Transcribe every line exactly. Leave the pictures behind.

Data segment:
start

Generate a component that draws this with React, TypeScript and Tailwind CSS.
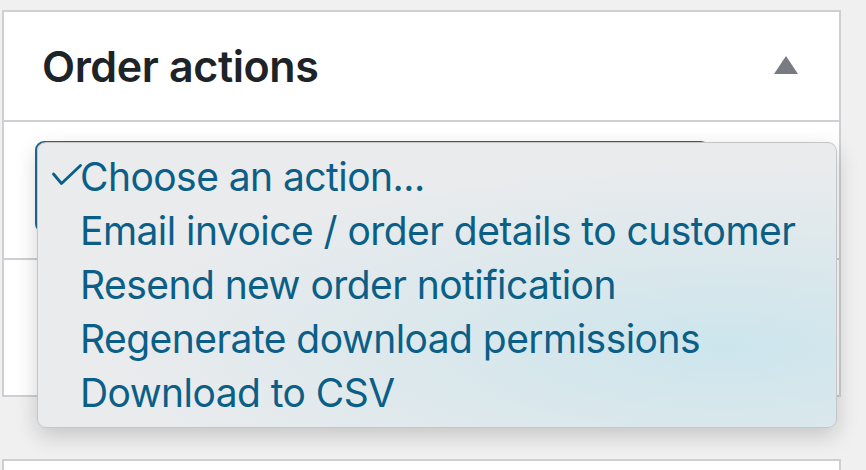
import React from 'react';

const actions = [
  'Choose an action...',
  'Email invoice / order details to customer',
  'Resend new order notification',
  'Regenerate download permissions',
  'Download to CSV',
];

const App: React.FC = () => {
  return (
    <div className="relative min-h-[470px] w-[866px] overflow-hidden bg-[#f0f0f1] pt-[10px] font-['Inter','Noto_Sans',sans-serif]">
      <div className="ml-[2px] w-[839px] border-2 border-[#cdcfd2] bg-white">
        <div className="flex h-[110px] items-center justify-between border-b-2 border-[#cdcfd2] pl-[38px] pr-[41px]">
          <h2 className="text-[43px] font-semibold tracking-[-0.4px] text-[#1d2327]">Order actions</h2>
          <svg width="24" height="18" viewBox="0 0 24 18" className="mt-[-2px]">
            <polygon points="12,0 24,18 0,18" fill="#787c82" />
          </svg>
        </div>
        <div className="h-[138px] border-b-2 border-[#cdcfd2] pl-[31px] pt-[19px]">
          <div className="h-[92px] w-[675px] rounded-[9px] border-2 border-[#1f6a96] bg-white" />
        </div>
        <div className="h-[135px] bg-white" />
      </div>
      <div className="ml-[2px] mt-[62px] h-[40px] w-[839px] border-2 border-[#cdcfd2] bg-white" />

      <ul className="absolute left-[37px] top-[142px] h-[286px] w-[800px] rounded-[9px] border border-[#c4c5c7] bg-[radial-gradient(ellipse_at_86%_72%,#cce5ed_0%,#dbe8ec_30%,#e9ebed_62%)] pt-[7px] text-[39px] leading-[54px] tracking-[-0.55px] text-[#0b5f87] shadow-[0_8px_22px_rgba(0,0,0,0.18)]">
        {actions.map((a, i) => (
          <li key={a} className="relative pl-[42px] whitespace-nowrap">
            {i === 0 && (
              <svg width="30" height="22" viewBox="0 0 30 22" className="absolute left-[14px] top-[14px]">
                <path d="M1.5 10 L9.5 19.5 L28.5 1.5" fill="none" stroke="#0b5f87" strokeWidth="2.8" strokeLinecap="round" strokeLinejoin="round" />
              </svg>
            )}
            {a}
          </li>
        ))}
      </ul>
    </div>
  );
};

export default App;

end

Correct output:
Generate a component that draws this with React, TypeScript and Tailwind CSS.
import React from 'react';

const actions = [
  'Choose an action...',
  'Email invoice / order details to customer',
  'Resend new order notification',
  'Regenerate download permissions',
  'Download to CSV',
];

const App: React.FC = () => {
  return (
    <div className="relative min-h-[470px] w-[866px] overflow-hidden bg-[#f0f0f1] pt-[10px] font-['Inter','Noto_Sans',sans-serif]">
      <div className="ml-[2px] w-[839px] border-2 border-[#cdcfd2] bg-white">
        <div className="flex h-[110px] items-center justify-between border-b-2 border-[#cdcfd2] pl-[38px] pr-[41px]">
          <h2 className="text-[43px] font-semibold tracking-[-0.4px] text-[#1d2327]">Order actions</h2>
          <svg width="24" height="18" viewBox="0 0 24 18" className="mt-[-2px]">
            <polygon points="12,0 24,18 0,18" fill="#787c82" />
          </svg>
        </div>
        <div className="h-[138px] border-b-2 border-[#cdcfd2] pl-[31px] pt-[19px]">
          <div className="h-[92px] w-[675px] rounded-[9px] border-2 border-[#1f6a96] bg-white" />
        </div>
        <div className="h-[135px] bg-white" />
      </div>
      <div className="ml-[2px] mt-[62px] h-[40px] w-[839px] border-2 border-[#cdcfd2] bg-white" />

      <ul className="absolute left-[37px] top-[142px] h-[286px] w-[800px] rounded-[9px] border border-[#c4c5c7] bg-[radial-gradient(ellipse_at_86%_72%,#cce5ed_0%,#dbe8ec_30%,#e9ebed_62%)] pt-[7px] text-[39px] leading-[54px] tracking-[-0.55px] text-[#0b5f87] shadow-[0_8px_22px_rgba(0,0,0,0.18)]">
        {actions.map((a, i) => (
          <li key={a} className="relative pl-[42px] whitespace-nowrap">
            {i === 0 && (
              <svg width="30" height="22" viewBox="0 0 30 22" className="absolute left-[14px] top-[14px]">
                <path d="M1.5 10 L9.5 19.5 L28.5 1.5" fill="none" stroke="#0b5f87" strokeWidth="2.8" strokeLinecap="round" strokeLinejoin="round" />
              </svg>
            )}
            {a}
          </li>
        ))}
      </ul>
    </div>
  );
};

export default App;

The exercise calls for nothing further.